Many characters smoke cigarettes, particularly in 1970s scenes. Tully's mother is perpetually high, and we see characters snorting cocaine in the 1980s. Teenagers drink in party scenes, and Tully is raped after her date encourages her to get drunk.

What parents need to know

Parents need to know that Firefly Lane focuses on a decades-long friendship that starts between two teen girls, Tully and Kate, who are seemingly opposites. There's a lot of mature content, including a disturbing but not graphic scene in which 14-year-old Tully is date-raped while drunk at an outdoor party, a trauma that affects the rest of Tully's life and strengthens the girls' bond. Many characters smoke cigarettes, Tully's mother is perpetually high, and we see characters snorting cocaine in the 1980s. Both adults and teenagers are shown drinking alcohol. Curses like "f--k," "s--t," and "bitch" are used liberally. Kate's brother is gay and closeted; we see him kissing his high school boyfriend, and he resists coming out to his sister while he's in the Navy.

User Reviews

  • Parents say
  • Kids say
Adult Written byMJ123456 February 7, 2021

Sex and cursing

Like every other Netflix show, they take a good story and have to do graphic sex and the F word every other line. I just can’t understand why they couldn’t ma... Continue reading
Adult Written byK.Lo February 9, 2021

Amazing show

Such a great story about friendship and life! Some scenes that are hard, date rape, drugs, some passionate sex, but definitely real life.
Teen, 14 years old Written byDamonsalvatortvd February 15, 2021

Firefly lane for children

Like most other tv shows rated 18+ It depends how mature you are. Your child would have to understand sex, drugs, miscarriage, divorce and all of that. It is qu... Continue reading
Teen, 15 years old Written byLoranikas303 February 10, 2021

What's the story?

In the 1970s two 14-year-olds -- beautiful party girl Tully (Katherine Heigl) and bookish, shy Kate (Sarah Chalke) -- become neighbors and best friends. Over the decades the two are inseparable, as they go to college together, start journalism careers at the same small Seattle TV news station, and compete for the affections of their rakish boss, Johnny (Ben Lawson). The show ping-pongs primarily between their teen experiences and their careers and personal lives in the '80s and the 2000s, when Tully has become an Oprah-like sensation and Kate, now a mom to her own 14-year-old, is reentering the workforce after splitting from (spoiler!) Johnny.

Is it any good?

This Is Us has primed viewers for seeing characters in multiple timelines, but Katherine Heigl's simultaneously soapy and serious dive into two best friends' relationship is almost whiplash inducing. Firefly Lane jumps from decade to decade in a manner that's supposed to give us fresh insights into BFFs Tully Hart (Heigl) and Kate Mularkey (Sarah Chalke) mid-lives -- from the '60s when Heigl's character Tully is 8 and her mother yanks her from her grandmother's care, to the '70s when she's raped by a date at 14 and Tully and Kate become inseparable, to the '80s when she's an ambitious TV news personality and the two work together at a small Seattle TV station, to the 2000s, when she's an Oprah-like figure whose private life is ... messy.

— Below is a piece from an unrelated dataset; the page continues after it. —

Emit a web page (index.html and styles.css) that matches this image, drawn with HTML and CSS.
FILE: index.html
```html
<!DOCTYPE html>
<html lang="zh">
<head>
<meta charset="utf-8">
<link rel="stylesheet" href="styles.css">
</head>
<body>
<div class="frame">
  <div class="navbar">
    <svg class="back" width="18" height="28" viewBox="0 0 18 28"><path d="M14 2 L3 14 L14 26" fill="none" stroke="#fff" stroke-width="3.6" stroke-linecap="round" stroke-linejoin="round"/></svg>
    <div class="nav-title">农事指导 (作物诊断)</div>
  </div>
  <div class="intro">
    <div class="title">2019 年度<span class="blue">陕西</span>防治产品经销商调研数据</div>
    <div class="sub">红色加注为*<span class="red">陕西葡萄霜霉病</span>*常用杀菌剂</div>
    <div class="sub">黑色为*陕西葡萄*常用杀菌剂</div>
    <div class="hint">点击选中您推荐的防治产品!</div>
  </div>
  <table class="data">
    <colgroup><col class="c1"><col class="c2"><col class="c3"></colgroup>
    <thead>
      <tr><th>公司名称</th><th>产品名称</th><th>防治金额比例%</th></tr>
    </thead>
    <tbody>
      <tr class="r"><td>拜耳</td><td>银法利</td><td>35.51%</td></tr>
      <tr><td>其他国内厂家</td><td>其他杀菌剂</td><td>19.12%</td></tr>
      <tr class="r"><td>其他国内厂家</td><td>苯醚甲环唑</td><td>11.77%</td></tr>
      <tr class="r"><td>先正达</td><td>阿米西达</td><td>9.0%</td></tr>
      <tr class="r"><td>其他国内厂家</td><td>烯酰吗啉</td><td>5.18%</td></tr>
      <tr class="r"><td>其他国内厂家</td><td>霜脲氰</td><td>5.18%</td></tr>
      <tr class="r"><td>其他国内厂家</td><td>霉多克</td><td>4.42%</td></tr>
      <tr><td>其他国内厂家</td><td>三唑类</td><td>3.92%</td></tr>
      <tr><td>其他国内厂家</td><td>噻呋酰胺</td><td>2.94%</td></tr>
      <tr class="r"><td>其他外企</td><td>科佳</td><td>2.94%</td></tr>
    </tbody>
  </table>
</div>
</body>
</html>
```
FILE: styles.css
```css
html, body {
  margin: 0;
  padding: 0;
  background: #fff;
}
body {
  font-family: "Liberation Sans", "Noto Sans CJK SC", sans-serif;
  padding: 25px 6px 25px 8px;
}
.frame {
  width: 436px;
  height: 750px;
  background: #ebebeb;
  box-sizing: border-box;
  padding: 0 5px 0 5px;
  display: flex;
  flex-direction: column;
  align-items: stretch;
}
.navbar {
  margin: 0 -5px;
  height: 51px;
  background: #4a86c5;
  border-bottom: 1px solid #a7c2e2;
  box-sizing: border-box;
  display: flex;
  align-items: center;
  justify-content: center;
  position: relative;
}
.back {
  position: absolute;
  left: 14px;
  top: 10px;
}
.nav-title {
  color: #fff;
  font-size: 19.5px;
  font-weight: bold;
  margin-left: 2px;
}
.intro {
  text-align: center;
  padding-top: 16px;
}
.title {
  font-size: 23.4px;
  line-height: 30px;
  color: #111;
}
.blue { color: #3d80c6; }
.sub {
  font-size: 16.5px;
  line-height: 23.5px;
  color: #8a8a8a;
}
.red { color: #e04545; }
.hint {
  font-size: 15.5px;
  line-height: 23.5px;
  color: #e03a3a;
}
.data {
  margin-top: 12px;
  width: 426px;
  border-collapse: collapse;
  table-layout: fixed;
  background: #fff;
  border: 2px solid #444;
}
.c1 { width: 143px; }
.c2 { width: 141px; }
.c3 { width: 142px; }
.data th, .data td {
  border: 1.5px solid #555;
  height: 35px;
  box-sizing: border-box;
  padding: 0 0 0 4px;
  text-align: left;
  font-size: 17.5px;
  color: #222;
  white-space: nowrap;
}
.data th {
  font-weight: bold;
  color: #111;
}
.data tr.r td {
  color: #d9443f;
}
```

The show is disappointing because the premise and the bones are good. Both the leads glide easily between the comic and the serious material; the actors who play Tully and Kate as teens (Ali Skovbye and Roan Curtis) are believable and heartbreaking as their younger selves. Frustratingly, there's too much here that strains credulity, from the friends going through every phase of their lives joined at the hip, to the ludicrously luxurious lakefront Seattle home Kate has as an adult (on a news producer's salary?), to Tully becoming an Oprah-level star, to multiple instances of ill-advised tabletop dancing, to the many, many times Kate has to forgive Tully being Tully. As Kate's surname signals, on a ride down Firefly Lane, beware of malarkey.

Talk to your kids about ...

  • Families can talk about how Firefly Lane compares to other shows about family relationships and human connection. Is it making an obvious attempt to be different, and does it work?

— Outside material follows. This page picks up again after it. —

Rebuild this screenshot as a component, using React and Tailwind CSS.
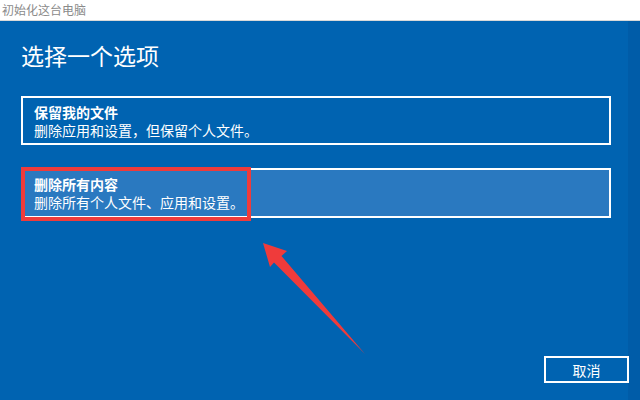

  • Families can discuss relationships that take place in the workplace, like those on Firefly Lane. Are these types of relationships a good idea? What are the negative consequences of getting romantically involved with someone you work closely with?

  • How do the characters in Firefly Lane demonstrate communication, courage, and gratitude? Why are these important character strengths?